▶
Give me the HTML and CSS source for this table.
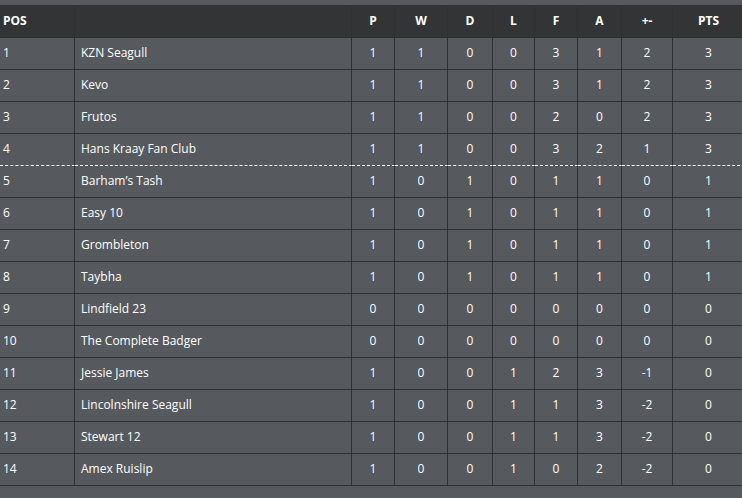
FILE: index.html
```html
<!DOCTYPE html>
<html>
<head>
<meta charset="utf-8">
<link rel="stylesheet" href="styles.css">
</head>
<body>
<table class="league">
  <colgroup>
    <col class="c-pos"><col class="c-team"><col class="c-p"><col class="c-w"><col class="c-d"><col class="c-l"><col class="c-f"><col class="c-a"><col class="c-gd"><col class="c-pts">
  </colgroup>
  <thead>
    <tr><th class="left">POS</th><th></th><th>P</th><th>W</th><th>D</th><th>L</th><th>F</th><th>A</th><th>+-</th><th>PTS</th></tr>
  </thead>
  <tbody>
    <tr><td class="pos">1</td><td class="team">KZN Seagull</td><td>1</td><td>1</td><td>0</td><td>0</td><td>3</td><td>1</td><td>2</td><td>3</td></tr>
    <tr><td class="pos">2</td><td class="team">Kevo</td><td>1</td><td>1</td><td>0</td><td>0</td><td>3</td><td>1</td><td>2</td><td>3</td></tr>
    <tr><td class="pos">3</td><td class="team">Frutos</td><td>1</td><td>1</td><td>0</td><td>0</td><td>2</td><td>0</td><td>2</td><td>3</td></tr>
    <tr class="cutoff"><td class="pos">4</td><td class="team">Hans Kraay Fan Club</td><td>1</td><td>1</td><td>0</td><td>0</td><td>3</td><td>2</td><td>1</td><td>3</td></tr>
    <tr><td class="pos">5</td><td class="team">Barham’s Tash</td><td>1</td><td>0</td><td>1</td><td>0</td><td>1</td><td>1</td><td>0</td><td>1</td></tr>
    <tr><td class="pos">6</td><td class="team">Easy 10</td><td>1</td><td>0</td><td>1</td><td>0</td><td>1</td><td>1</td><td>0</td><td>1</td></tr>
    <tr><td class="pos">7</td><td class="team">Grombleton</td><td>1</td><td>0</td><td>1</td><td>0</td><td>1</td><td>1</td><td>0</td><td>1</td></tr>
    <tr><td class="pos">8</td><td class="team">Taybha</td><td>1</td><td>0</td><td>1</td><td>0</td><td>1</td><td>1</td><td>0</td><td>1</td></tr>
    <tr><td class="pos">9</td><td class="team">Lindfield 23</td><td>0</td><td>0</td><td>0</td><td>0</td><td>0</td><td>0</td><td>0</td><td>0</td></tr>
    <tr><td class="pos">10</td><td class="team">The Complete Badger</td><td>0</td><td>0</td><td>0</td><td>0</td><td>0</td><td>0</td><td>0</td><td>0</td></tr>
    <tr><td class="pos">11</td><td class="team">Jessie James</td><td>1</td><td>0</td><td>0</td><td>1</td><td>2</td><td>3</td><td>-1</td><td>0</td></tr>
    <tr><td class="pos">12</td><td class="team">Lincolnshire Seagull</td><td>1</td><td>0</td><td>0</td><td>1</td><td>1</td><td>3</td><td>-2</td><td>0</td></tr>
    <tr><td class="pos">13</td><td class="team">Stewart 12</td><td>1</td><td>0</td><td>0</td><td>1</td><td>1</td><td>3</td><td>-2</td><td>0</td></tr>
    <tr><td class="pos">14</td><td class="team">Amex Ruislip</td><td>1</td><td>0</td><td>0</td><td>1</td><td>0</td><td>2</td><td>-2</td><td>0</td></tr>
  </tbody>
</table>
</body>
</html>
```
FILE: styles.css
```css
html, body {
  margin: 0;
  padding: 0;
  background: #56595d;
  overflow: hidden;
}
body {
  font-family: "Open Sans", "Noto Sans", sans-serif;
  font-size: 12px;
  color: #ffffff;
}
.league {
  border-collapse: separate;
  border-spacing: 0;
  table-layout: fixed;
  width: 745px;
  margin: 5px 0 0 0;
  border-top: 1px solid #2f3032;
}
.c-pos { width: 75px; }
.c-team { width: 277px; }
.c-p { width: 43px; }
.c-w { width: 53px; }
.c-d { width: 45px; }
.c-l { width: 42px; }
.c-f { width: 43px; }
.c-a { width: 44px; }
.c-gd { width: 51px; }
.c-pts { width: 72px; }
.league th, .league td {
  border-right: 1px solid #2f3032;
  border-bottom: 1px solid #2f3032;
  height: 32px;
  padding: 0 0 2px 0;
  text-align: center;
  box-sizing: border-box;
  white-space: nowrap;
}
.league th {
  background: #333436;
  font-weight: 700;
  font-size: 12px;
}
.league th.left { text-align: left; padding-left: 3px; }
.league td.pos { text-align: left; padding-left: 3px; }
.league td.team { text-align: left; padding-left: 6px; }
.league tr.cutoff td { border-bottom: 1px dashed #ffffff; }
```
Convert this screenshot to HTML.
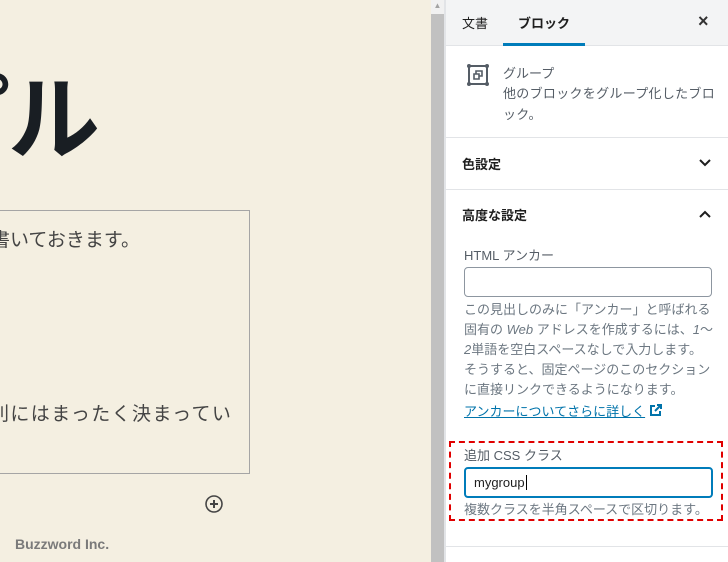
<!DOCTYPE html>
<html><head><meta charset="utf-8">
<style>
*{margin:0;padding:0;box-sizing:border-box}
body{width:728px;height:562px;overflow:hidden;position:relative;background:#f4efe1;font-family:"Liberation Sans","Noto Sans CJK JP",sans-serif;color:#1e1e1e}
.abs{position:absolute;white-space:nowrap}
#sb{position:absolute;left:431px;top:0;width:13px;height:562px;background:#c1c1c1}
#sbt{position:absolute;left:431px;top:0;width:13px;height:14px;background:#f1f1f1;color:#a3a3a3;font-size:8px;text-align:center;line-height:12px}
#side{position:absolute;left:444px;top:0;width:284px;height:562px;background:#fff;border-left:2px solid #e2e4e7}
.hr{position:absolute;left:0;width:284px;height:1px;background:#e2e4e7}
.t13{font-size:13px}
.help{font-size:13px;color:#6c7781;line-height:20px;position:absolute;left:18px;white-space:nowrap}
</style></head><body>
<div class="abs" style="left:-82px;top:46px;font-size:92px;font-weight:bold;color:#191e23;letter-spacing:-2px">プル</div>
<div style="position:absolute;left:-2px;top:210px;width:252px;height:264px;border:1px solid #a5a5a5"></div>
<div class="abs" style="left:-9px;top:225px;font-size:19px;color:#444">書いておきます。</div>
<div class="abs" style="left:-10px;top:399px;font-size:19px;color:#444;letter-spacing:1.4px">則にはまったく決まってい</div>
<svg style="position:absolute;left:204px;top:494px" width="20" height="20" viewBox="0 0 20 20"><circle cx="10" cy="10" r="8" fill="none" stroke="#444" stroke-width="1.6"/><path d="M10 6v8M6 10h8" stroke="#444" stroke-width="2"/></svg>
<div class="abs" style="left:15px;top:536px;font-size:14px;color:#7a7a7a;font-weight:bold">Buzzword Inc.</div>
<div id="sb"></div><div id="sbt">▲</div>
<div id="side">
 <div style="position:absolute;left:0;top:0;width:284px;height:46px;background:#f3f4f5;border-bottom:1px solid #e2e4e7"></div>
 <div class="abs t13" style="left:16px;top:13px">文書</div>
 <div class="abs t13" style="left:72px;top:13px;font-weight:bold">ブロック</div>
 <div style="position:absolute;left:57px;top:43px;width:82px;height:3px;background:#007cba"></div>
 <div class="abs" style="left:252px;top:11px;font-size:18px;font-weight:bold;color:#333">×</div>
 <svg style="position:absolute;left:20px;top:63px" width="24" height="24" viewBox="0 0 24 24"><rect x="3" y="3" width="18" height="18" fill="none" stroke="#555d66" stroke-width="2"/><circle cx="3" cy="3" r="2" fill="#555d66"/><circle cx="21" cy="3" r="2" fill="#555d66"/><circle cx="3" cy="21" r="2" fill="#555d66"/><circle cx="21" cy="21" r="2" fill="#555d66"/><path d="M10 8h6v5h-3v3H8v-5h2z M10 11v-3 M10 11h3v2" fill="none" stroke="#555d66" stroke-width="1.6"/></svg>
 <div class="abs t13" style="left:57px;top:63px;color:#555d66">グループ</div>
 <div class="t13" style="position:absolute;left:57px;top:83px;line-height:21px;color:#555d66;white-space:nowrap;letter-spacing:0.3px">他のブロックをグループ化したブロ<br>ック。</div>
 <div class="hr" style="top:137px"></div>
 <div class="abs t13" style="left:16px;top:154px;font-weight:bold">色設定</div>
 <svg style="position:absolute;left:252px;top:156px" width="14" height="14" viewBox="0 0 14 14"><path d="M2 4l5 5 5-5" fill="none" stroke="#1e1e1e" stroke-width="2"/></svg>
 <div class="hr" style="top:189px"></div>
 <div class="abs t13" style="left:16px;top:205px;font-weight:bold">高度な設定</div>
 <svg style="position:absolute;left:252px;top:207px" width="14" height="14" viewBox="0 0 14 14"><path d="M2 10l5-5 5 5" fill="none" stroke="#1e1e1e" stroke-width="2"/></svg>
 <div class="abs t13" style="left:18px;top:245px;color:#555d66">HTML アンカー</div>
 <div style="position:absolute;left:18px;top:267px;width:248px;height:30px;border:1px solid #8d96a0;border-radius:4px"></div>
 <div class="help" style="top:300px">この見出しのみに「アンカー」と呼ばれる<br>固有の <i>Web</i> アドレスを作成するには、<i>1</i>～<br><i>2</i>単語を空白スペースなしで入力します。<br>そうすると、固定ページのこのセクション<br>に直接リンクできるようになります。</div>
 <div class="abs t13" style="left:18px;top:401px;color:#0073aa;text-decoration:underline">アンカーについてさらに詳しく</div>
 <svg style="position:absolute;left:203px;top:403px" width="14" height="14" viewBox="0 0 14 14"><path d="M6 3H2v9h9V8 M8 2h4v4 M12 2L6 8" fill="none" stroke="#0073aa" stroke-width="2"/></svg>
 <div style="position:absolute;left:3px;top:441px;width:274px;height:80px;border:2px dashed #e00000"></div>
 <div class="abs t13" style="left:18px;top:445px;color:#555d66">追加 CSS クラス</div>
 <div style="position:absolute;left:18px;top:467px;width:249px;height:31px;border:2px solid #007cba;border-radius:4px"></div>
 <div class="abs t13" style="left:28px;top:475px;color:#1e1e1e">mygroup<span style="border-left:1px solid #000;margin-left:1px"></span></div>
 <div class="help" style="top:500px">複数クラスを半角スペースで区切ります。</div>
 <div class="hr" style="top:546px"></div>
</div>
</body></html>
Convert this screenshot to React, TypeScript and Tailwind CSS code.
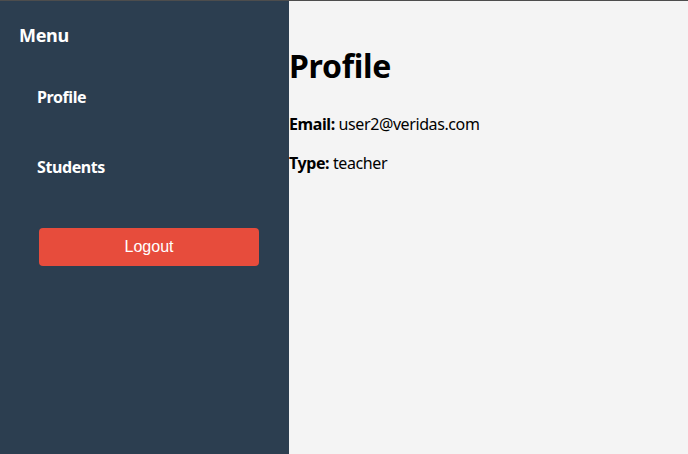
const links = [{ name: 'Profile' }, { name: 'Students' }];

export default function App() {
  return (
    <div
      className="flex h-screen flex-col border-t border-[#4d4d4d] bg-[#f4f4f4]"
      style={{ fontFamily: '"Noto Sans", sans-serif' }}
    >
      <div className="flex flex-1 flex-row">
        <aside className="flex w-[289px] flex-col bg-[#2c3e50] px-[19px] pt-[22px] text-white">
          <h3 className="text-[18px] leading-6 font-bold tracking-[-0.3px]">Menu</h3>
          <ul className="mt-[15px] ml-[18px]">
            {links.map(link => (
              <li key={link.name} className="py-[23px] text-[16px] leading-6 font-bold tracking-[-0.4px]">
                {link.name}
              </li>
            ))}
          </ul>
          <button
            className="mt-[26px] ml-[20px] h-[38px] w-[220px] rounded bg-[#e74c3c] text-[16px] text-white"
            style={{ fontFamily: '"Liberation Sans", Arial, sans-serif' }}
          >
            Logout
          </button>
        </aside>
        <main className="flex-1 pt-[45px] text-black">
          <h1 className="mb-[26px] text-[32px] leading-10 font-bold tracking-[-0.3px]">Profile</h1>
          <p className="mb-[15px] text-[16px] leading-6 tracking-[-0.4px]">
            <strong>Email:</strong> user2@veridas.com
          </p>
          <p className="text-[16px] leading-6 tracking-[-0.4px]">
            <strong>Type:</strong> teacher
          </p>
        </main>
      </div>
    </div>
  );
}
◀
Work to complete ::
Copy out each line that contains the word "this".

Final result ::
Give me the HTML and CSS source for this table.
Convert this screenshot to HTML.
Convert this screenshot to React, TypeScript and Tailwind CSS code.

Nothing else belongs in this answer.